Beyond statistical redundancy, correlation redundancy exists between adjacent latent groups. Traditional LIC relies on a context model \(f_i^{\text{CM}}\) to predict conditional distribution parameters \((\bm\mu_i, \bm\sigma_i)\) and then lets the entropy coder compress according to \(P_{\hat Y_i \mid \hat Y_{<i}}(\cdot; \bm\mu_i, \bm\sigma_i)\). This step is inherently serial. EF-LIC's key innovation is: use the same pair of \((\bm\mu_i, \bm\sigma_i) = f_i^{\text{RD}}(\bm\psi_i)\) (where \(\bm\psi_i\) is computed from decoded groups \(\hat{\bm y}_{<i}\) and \(\bm\phi\)), but instead of using them as probability parameters, use them directly for affine whitening in the representation domain: \(\bm y_i' = \bm\sigma_i^{-1} \odot (\bm y_i - \bm\mu_i)\). After quantization, the inverse transform \(\hat{\bm y}_i = \bm\sigma_i \odot \hat{\bm y}_i' + \bm\mu_i\) is applied. Theorem 3.5 guarantees this replacement is not suboptimal: for any \(\varepsilon \in (0, 1)\), there exists an implementation such that under a slightly larger budget \(R' = R/(1-\varepsilon)\), \(D_X^{\text{RD}}(R') \le D_X^{\text{CM}}(R)\). Moving context modeling from the probability domain to the representation domain allows the pipeline to consist purely of tensor operators executed in a single batch, eliminating the need to pass logits/probabilities between the CPU and GPU.

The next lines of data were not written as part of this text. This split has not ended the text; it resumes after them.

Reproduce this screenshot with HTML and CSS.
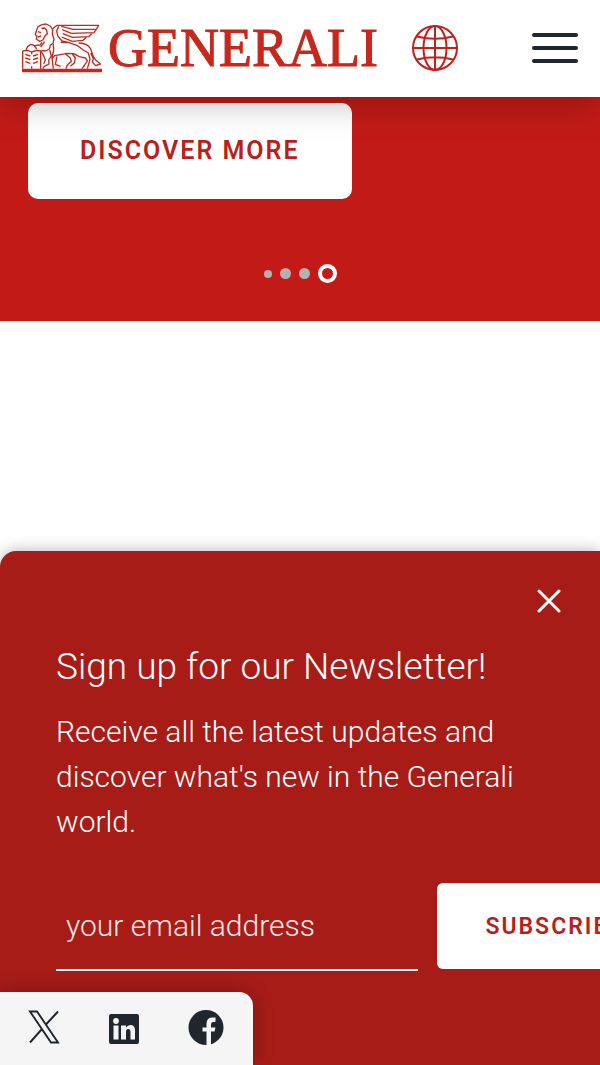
FILE: index.html
```html
<!DOCTYPE html>
<html lang="en">
<head>
<meta charset="utf-8">
<meta name="viewport" content="width=device-width, initial-scale=1">
<title>Generali</title>
<link rel="stylesheet" href="styles.css">
</head>
<body>
<header class="site-header">
  <a class="brand" href="#">
    <svg class="brand-lion" viewBox="36 40 240 150" aria-hidden="true">
      <path class="solid" d="M36 177H276V188H36Z"/>
      <g class="line">
        <path d="M38 124L52 122L65 127L79 122L92 124V177M38 124V177M65 127V134M65 170V177"/>
        <path d="M46 134L61 139M46 145L61 150M46 156L61 161M84 134L69 139M84 145L69 150M84 156L69 161"/>
        <path d="M48 121L53 110L63 104L72 107L80 118M74 108L90 106L96 98"/>
        <path d="M96 45L84 51L79 64L76 75L81 80L79 88L89 95L99 91L104 80L112 72L110 62L103 55L94 56M84 66L93 69M84 82L93 79"/>
        <path d="M96 45L108 43L121 49L128 60L127 74L132 88L129 101L121 107L118 118L106 124L94 122M104 96L92 112"/>
        <path d="M128 57L141 47H266L259 59H190L154 50M157 60L184 71L252 69L259 59M158 72L188 83L236 81L247 70M155 82L187 95L219 92L230 82"/>
        <path d="M146 50L140 65L144 80L156 94L177 99L203 108L220 121L235 130L240 149L232 177M152 98L179 99"/>
        <path d="M206 100Q234 101 242 118L250 141L258 152L271 163L257 168L247 157L250 147L242 130"/>
        <path d="M119 121L124 139L116 151L117 163L103 170L98 177M93 124L101 138L106 151L101 162M130 103L131 121L126 145L130 177"/>
        <path d="M126 147L134 138L171 131L191 132L208 141L226 145L232 153L224 166L216 177M167 133L181 145L184 155L172 166L168 177M187 133L196 145L193 160L181 170M141 140L136 164L152 170"/>
      </g>
    </svg>
    <span class="brand-name">GENERALI</span>
  </a>
  <button class="icon-button globe-button" type="button" aria-label="Choose language">
    <svg class="globe" viewBox="0 0 46 46" aria-hidden="true">
      <circle cx="23" cy="23" r="22"/>
      <ellipse cx="23" cy="23" rx="11.5" ry="22"/>
      <path d="M23 1V45M1 23H45M5 11.500Q23 16 41 11.500M5 34.500Q23 30 41 34.500"/>
    </svg>
  </button>
  <button class="icon-button menu-button" type="button" aria-label="Menu">
    <svg class="menu" viewBox="0 0 46 32" aria-hidden="true"><path d="M2 3H44M2 16H44M2 29H44"/></svg>
  </button>
</header>
<main class="content">
  <section class="hero">
    <a class="cta" href="#">DISCOVER MORE</a>
    <nav class="dots" aria-label="Slides">
      <button class="dot dot-small" type="button" aria-label="Slide 1"></button>
      <button class="dot" type="button" aria-label="Slide 2"></button>
      <button class="dot" type="button" aria-label="Slide 3"></button>
      <button class="dot dot-current" type="button" aria-label="Slide 4" aria-current="true"></button>
    </nav>
  </section>
</main>
<section class="newsletter">
  <button class="icon-button close-button" type="button" aria-label="Close">
    <svg class="close" viewBox="0 0 24 24" aria-hidden="true"><path d="M2 2L22 22M22 2L2 22"/></svg>
  </button>
  <h2 class="newsletter-title">Sign up for our Newsletter!</h2>
  <p class="newsletter-text">Receive all the latest updates and discover what's new in the Generali world.</p>
  <form class="signup">
    <input class="email" type="email" aria-label="Email address" placeholder="your email address">
    <button class="subscribe" type="submit">SUBSCRIBE</button>
  </form>
</section>
<nav class="social" aria-label="Social">
  <a class="social-link" href="#" aria-label="X">
    <svg class="social-icon" viewBox="0 0 36 36" aria-hidden="true">
      <path fill="none" stroke="#20262e" stroke-width="1.900" d="M4 2.500H11L32 33.500H25ZM32 2.500L19.500 16M16 20L4 33.500"/>
    </svg>
  </a>
  <a class="social-link" href="#" aria-label="LinkedIn">
    <svg class="social-icon" viewBox="0 0 36 36" aria-hidden="true">
      <rect x="2" y="5" width="30" height="30" rx="2" fill="#20262e"/>
      <circle cx="9" cy="12" r="2.900" fill="#f5f5f5"/>
      <path fill="#f5f5f5" d="M6.500 16.500H11.500V30.500H6.500ZM14 16.500H19V18.500Q20.500 16 23.500 16Q28 16 28 21.500V30.500H23.500V23Q23.500 20 21.200 20Q19 20 19 23V30.500H14Z"/>
    </svg>
  </a>
  <a class="social-link" href="#" aria-label="Facebook">
    <svg class="social-icon" viewBox="0 0 36 36" aria-hidden="true">
      <circle cx="18" cy="18.500" r="17.500" fill="#20262e"/>
      <path fill="#f5f5f5" d="M18.500 36V22.500H14.500V18.500H18.500V15Q18.500 8.500 24 8.500H27.500V13H25Q23 13 23 15.500V18.500H27.500L26.500 22.500H23V36Z"/>
    </svg>
  </a>
</nav>
</body>
</html>
```

FILE: styles.css
```css
* { box-sizing: border-box; }

body {
  margin: 0;
  min-height: 100vh;
  display: flex;
  flex-direction: column;
  background: #fff;
  font-family: Roboto, "Liberation Sans", sans-serif;
}

.site-header {
  position: relative;
  z-index: 1;
  display: flex;
  align-items: center;
  padding: 20px 22px 21px;
  background: #fff;
  box-shadow: 0 0 40px rgba(0, 0, 0, 0.35);
}

.brand {
  display: flex;
  align-items: center;
  gap: 6px;
  color: #c5281c;
  text-decoration: none;
}

.brand-lion { width: 80px; height: 50px; }
.brand-lion .solid { fill: #c5281c; }
.brand-lion .line {
  fill: none;
  stroke: #c5281c;
  stroke-width: 4;
  stroke-linejoin: round;
}

.brand-name {
  font-family: "Liberation Serif", serif;
  font-size: 54px;
  line-height: 56px;
  -webkit-text-stroke: 1px #c5281c;
}

.icon-button {
  display: flex;
  align-items: center;
  justify-content: center;
  padding: 0;
  border: 0;
  background: none;
}

.globe-button { margin-left: 34px; }
.globe { width: 46px; height: 46px; fill: none; stroke: #bf211c; stroke-width: 2; }
.menu-button { margin-left: auto; }
.menu { width: 46px; height: 32px; fill: none; stroke: #20262e; stroke-width: 4; stroke-linecap: round; }

.content { flex: 1; }

.hero {
  padding: 6px 28px 38px;
  background: #c21b17;
}

.cta {
  display: block;
  width: fit-content;
  padding: 32px 52px;
  border-radius: 10px;
  background: #fff;
  color: #b91f1b;
  font-size: 25px;
  font-weight: 600;
  line-height: 32px;
  letter-spacing: 2px;
  text-decoration: none;
}

.dots {
  display: flex;
  align-items: center;
  justify-content: center;
  gap: 8px;
  margin-top: 65px;
}

.dot {
  width: 11px;
  height: 11px;
  padding: 0;
  border: 0;
  border-radius: 50%;
  background: #b3b1b3;
}

.dot-small { width: 8px; height: 8px; }

.dot-current {
  width: 19px;
  height: 19px;
  border: 4px solid #fff;
  background: none;
}

.newsletter {
  padding: 30px 31px 94px 56px;
  border-top-left-radius: 16px;
  background: #a81c18;
  box-shadow: 0 0 16px rgba(0, 0, 0, 0.3);
  color: #fff;
  overflow: hidden;
}

.close-button { width: 40px; height: 40px; margin-left: auto; }
.close { width: 24px; height: 24px; fill: none; stroke: #fff; stroke-width: 3; stroke-linecap: round; }

.newsletter-title {
  margin: 22px 0 18px;
  font-size: 37px;
  font-weight: 300;
  line-height: 48px;
}

.newsletter-text {
  max-width: 480px;
  margin: 0 0 39px;
  font-size: 30px;
  font-weight: 300;
  line-height: 45px;
}

.signup {
  display: flex;
  gap: 19px;
  margin-right: -104px;
}

.email {
  flex: 1;
  min-width: 0;
  height: 88px;
  padding: 0 10px 2px;
  border: 0;
  border-bottom: 2px solid #fff;
  border-radius: 0;
  background: none;
  color: #fff;
  font: 300 30px Roboto, sans-serif;
}

.email::placeholder { color: #fff; opacity: 0.9; }

.subscribe {
  height: 86px;
  padding: 0 48px;
  border: 0;
  border-radius: 6px;
  background: #fff;
  color: #b91f1b;
  font: 600 23px Roboto, sans-serif;
  letter-spacing: 2px;
}

.social {
  position: fixed;
  left: 0;
  bottom: 0;
  display: flex;
  gap: 45px;
  padding: 17px 29px 20px 26px;
  border-top-right-radius: 14px;
  background: #f5f5f5;
  box-shadow: 0 0 20px rgba(0, 0, 0, 0.3);
}

.social-link { display: flex; }
.social-icon { width: 36px; height: 36px; }
```
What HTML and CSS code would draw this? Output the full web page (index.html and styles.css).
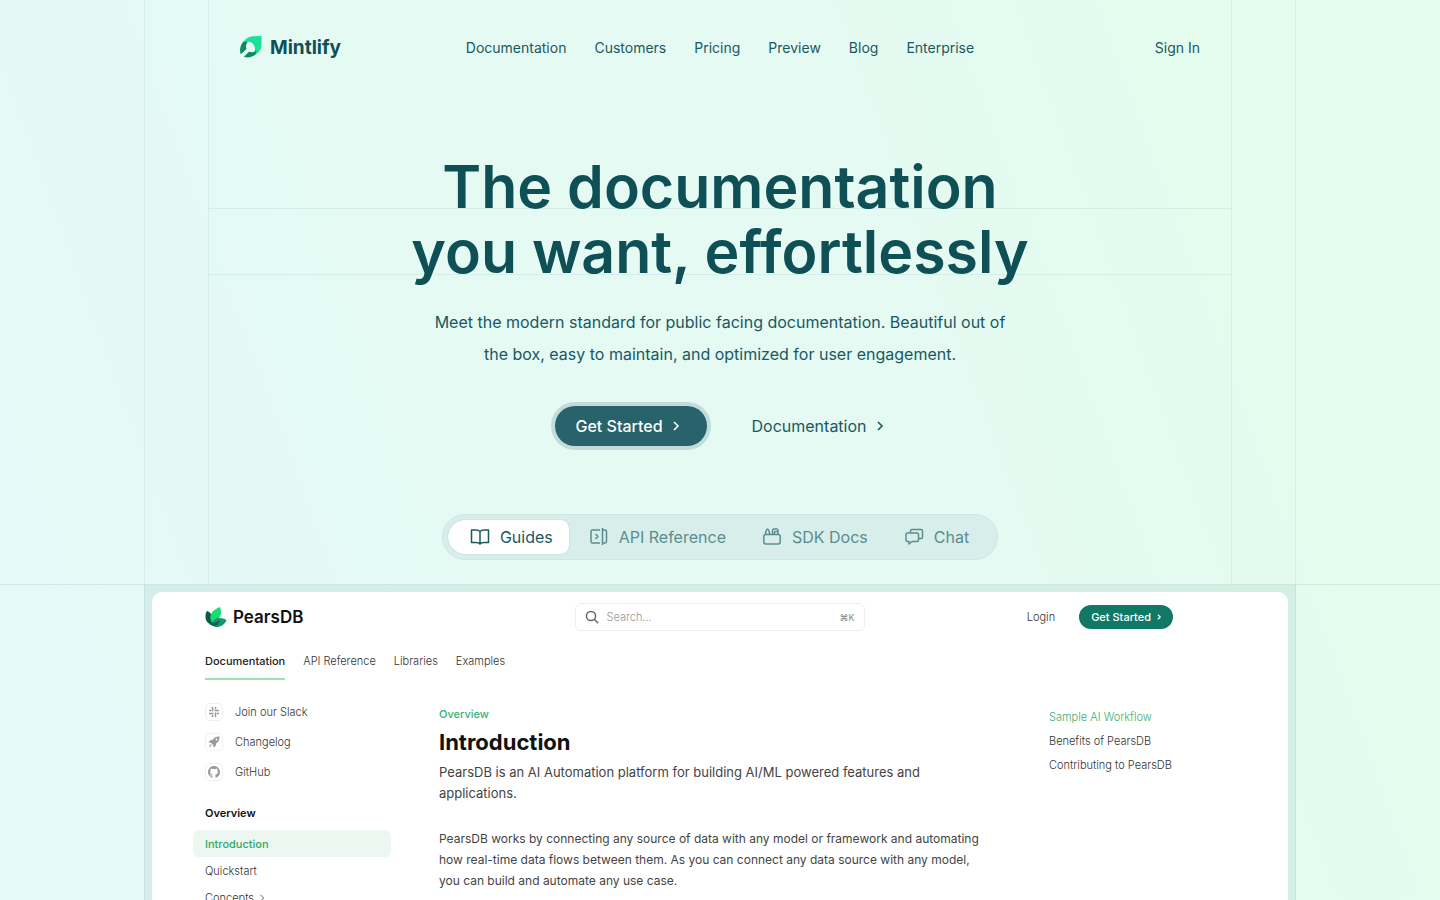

3. Residual VQ + Shared Multi-Codebooks: One Model for Five Bitrate Points

Practical codecs must support multi-bitrate deployment. EF-LIC implements all quantizers \(Q_{\bm z}\) and \(\{Q_i^{\text{RD}}\}\) as Residual VQ (RVQ). An RVQ consists of several stackable codebooks; during inference, taking only the first \(m\) codebooks yields the corresponding bitrate. The BPP is \(\text{BPP} = \frac{m}{f_y^2} \left( \frac{f_y^2}{f_z^2} \log K_{\bm z} + \frac{1}{N} \sum_i \log K_i \right)\). During training, reconstruction loss is averaged for each \(m \in \{1, 2, 3, 4, 5\}\). Codebook sizes decrease across groups: \(K_1=1024, K_2=512, K_3=256, K_4=128, K_{\bm z}=1024\), naturally forming coarse-to-fine bitrate gradients.

Loss & Training¶

\[\mathcal{L} = \frac{1}{|\mathcal{M}|} \sum_{m \in \mathcal{M}} \left( \|\bm x - \hat{\bm x}_m\|_1 + \lambda_{\text{per}} \mathcal{L}_{\text{per}} + \lambda_{\text{adv}} \mathcal{L}_{\text{adv}} + \lambda_{\text{cb}} \mathcal{L}_{\text{cb}}^m \right)\]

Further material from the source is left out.